Audio 22 Pentecost Proper 27 Yr C Nov 10 2019
Job 19:23-27a, Psalm 17:1-9, 2 Thessalonians 2:1-5, 13-17, Luke
20:27-38
Oh Luke, what were you hoping to accomplish by including
this passage in your gospel? Confusion? Heartache? Polygamy? Just what is it?
What does this show us about God and God's relationship with God's people?
Because scripture is really a divine love story about God and God's
relationship with us.
The Sadducees pose this question to Jesus, in the
resurrection, whose wife is this woman, who has married seven brothers and
remained childless?
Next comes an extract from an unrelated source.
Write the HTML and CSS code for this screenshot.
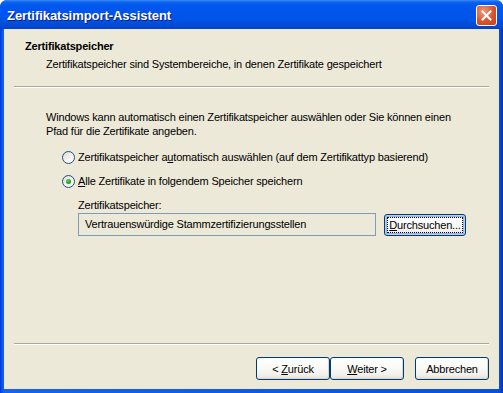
FILE: index.html
```html
<!DOCTYPE html>
<html lang="de">

<head>
    <meta charset="UTF-8">
    <meta name="viewport" content="width=device-width, initial-scale=1.0">
    <title>Zertifikatsimport-Assistent</title>
    <link rel="stylesheet" href="styles.css">
</head>

<body>
    <div class="window">
        <!-- title bar -->
        <div class="titlebar">
            <span class="title">Zertifikatsimport-Assistent</span>
            <span class="close">
                <svg width="11" height="11" viewBox="0 0 11 11">
                    <path d="M1.5 1.5 L9.5 9.5 M9.5 1.5 L1.5 9.5" stroke="#fff" stroke-width="2" stroke-linecap="square" />
                </svg>
            </span>
        </div>

        <div class="client">
            <div class="header">
                <h1>Zertifikatspeicher</h1>
                <p>Zertifikatspeicher sind Systembereiche, in denen Zertifikate gespeichert</p>
            </div>
            <div class="etched"></div>

            <div class="content">
                <p class="intro">Windows kann automatisch einen Zertifikatspeicher auswählen oder Sie können einen<br>Pfad für die Zertifikate angeben.</p>

                <label class="radio">
                    <span class="dot"></span>
                    <span>Zertifikatspeicher a<u>u</u>tomatisch auswählen (auf dem Zertifikattyp basierend)</span>
                </label>
                <label class="radio checked">
                    <span class="dot"></span>
                    <span><u>A</u>lle Zertifikate in folgendem Speicher speichern</span>
                </label>

                <div class="store">
                    <div class="store-label">Zertifikatspeicher:</div>
                    <div class="store-row">
                        <div class="field">Vertrauenswürdige Stammzertifizierungsstellen</div>
                        <button class="btn browse"><span class="focus-ring"><u>D</u>urchsuchen...</span></button>
                    </div>
                </div>
            </div>

            <div class="etched"></div>
            <div class="buttons">
                <button class="btn">&lt; <u>Z</u>urück</button>
                <button class="btn"><u>W</u>eiter &gt;</button>
                <button class="btn cancel">Abbrechen</button>
            </div>
        </div>
    </div>
</body>

</html>
```

FILE: styles.css
```css
body {
    margin: 0;
    background: #fff;
    font-family: "Liberation Sans", Arial, sans-serif;
    font-size: 11px;
    letter-spacing: -0.18px;
    color: #000;
}

.window {
    width: 503px;
    height: 393px;
    display: flex;
    flex-direction: column;
    background: linear-gradient(to right, #0831D9, #0058EE 2px, #1563F0 4px, #0A4FE0 calc(100% - 4px), #0046D5 calc(100% - 2px), #002CAB);
    border-radius: 7px 7px 0 0;
    overflow: hidden;
}

/* title bar */
.titlebar {
    height: 29px;
    flex: none;
    display: flex;
    align-items: center;
    padding: 0 6px 0 7px;
    background: linear-gradient(to bottom, #3A8BF7 0, #0C64EC 2px, #0058EE 5px, #0055EB 14px, #0053E6 20px, #0049D4 26px, #0A3FC4 29px);
}

.title {
    flex: 1;
    color: #fff;
    font-weight: bold;
    font-size: 13px;
    letter-spacing: -0.05px;
    text-shadow: 1px 1px 0 #0A1883;
    padding-top: 1px;
}

.close {
    width: 19px;
    height: 19px;
    border: 1px solid #fff;
    border-radius: 3px;
    background: radial-gradient(circle at 35% 30%, #EF9A7E, #D9532D 55%, #C4411A);
    display: flex;
    align-items: center;
    justify-content: center;
    margin-top: 2px;
}

/* dialog body */
.client {
    flex: 1;
    margin: 0 4px 4px 4px;
    background: #ECE9D8;
    display: flex;
    flex-direction: column;
}

.header {
    height: 57px;
    padding: 11px 0 0 21px;
    box-sizing: border-box;
}

.header h1 {
    margin: 0;
    font-size: 11px;
    line-height: 13px;
}

.header p {
    margin: 5px 0 0 21px;
    line-height: 13px;
}

.etched {
    margin: 0 10px;
    border-top: 1px solid #ACA899;
    border-bottom: 1px solid #fff;
}

.content {
    flex: 1;
    padding: 22px 0 0 42px;
}

.intro {
    margin: 0;
    line-height: 14px;
}

.radio {
    display: flex;
    align-items: center;
    gap: 3px;
    height: 16px;
    margin: 11px 0 0 16px;
}

.radio + .radio {
    margin-top: 8px;
}

.dot {
    width: 11px;
    height: 11px;
    border: 1px solid #1C5180;
    border-radius: 50%;
    background: linear-gradient(135deg, #DCDBD1, #F6F5F1 60%, #fff);
    display: flex;
    align-items: center;
    justify-content: center;
}

.checked .dot::after {
    content: "";
    width: 5px;
    height: 5px;
    border-radius: 50%;
    background: radial-gradient(circle at 40% 35%, #55D451, #21A121 60%, #187A18);
}

.store {
    margin: 9px 0 0 32px;
}

.store-label {
    line-height: 14px;
}

.store-row {
    display: flex;
    align-items: flex-start;
    margin-top: 1px;
}

.field {
    width: 298px;
    height: 23px;
    box-sizing: border-box;
    border: 1px solid #7F9DB9;
    padding-left: 6px;
    line-height: 21px;
}

/* XP buttons */
.btn {
    font-family: "Liberation Sans", Arial, sans-serif;
    font-size: 11px;
    letter-spacing: -0.18px;
    color: #000;
    width: 74px;
    height: 23px;
    padding: 0;
    border: 1px solid #003C74;
    border-radius: 3px;
    background: linear-gradient(to bottom, #FFFFFF, #FBFBF9 40%, #F1F0EC 80%, #E3E0D6);
    box-shadow: inset -1px -1px 0 #DCD7CB;
}

.browse {
    width: 82px;
    height: 22px;
    margin: 1px 0 0 8px;
    padding: 2px;
    box-shadow: inset 0 0 0 1px #B6CEF3, inset 0 0 0 2px #93B4EA;
}

.focus-ring {
    display: block;
    border: 1px dotted #000;
    line-height: 14px;
}

.buttons {
    display: flex;
    justify-content: flex-end;
    padding: 12px 10px 9px 0;
}

.cancel {
    margin-left: 11px;
}
```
And yet those same Sadducees say there is no resurrection,
so what are they doing posing this question in the first place? From the get-go
we know the Sadducees are really just trying to trip Jesus up, they are not bad
people, but they have no intention of listening to any good news Jesus may have
for them. It's not about this woman at all, it's not about marriage at all,
it's about something else entirely.
The God of Abraham, the God of Isaac, and the God of Jacob,
the God who created the heavens and the earth, the God who is seen and unseen,
the God of the Universe, the God who is here in the flesh, is the God not of
the dead, but of the living. That is the Good News, the rest is description.
The rest gives us glimpses, opens windows, illustrates, the reality that God is
the God of the living. The rest shows us what it is to live this life fully
alive, fully engaged, fully loved.
NT Wright, theologian, writer, and former Bishop of Durham,
writes in his book Surprised by Hope, that resurrection is life after life
after death. The work that God does in Jesus is to defeat death, not by
resisting it, but by absorbing it and redeeming it. Resurrection living is
living that truth today. Resurrection is life after life after death and resurrection
is living presently without fear of death, because God has transformed death
and therefore life. Resurrection is the promise of a future self-animated by
God's breath of new life.
All history is equally present in the moment, this is the
way God sees things. In the gospel of Luke, Jesus teaches again and again that
the good news is about a death that leads to life. It's a pattern, a truth, a
reality that comes from losing your life and finding it. Dying the death that
must be, so as to be raised, changed, transformed.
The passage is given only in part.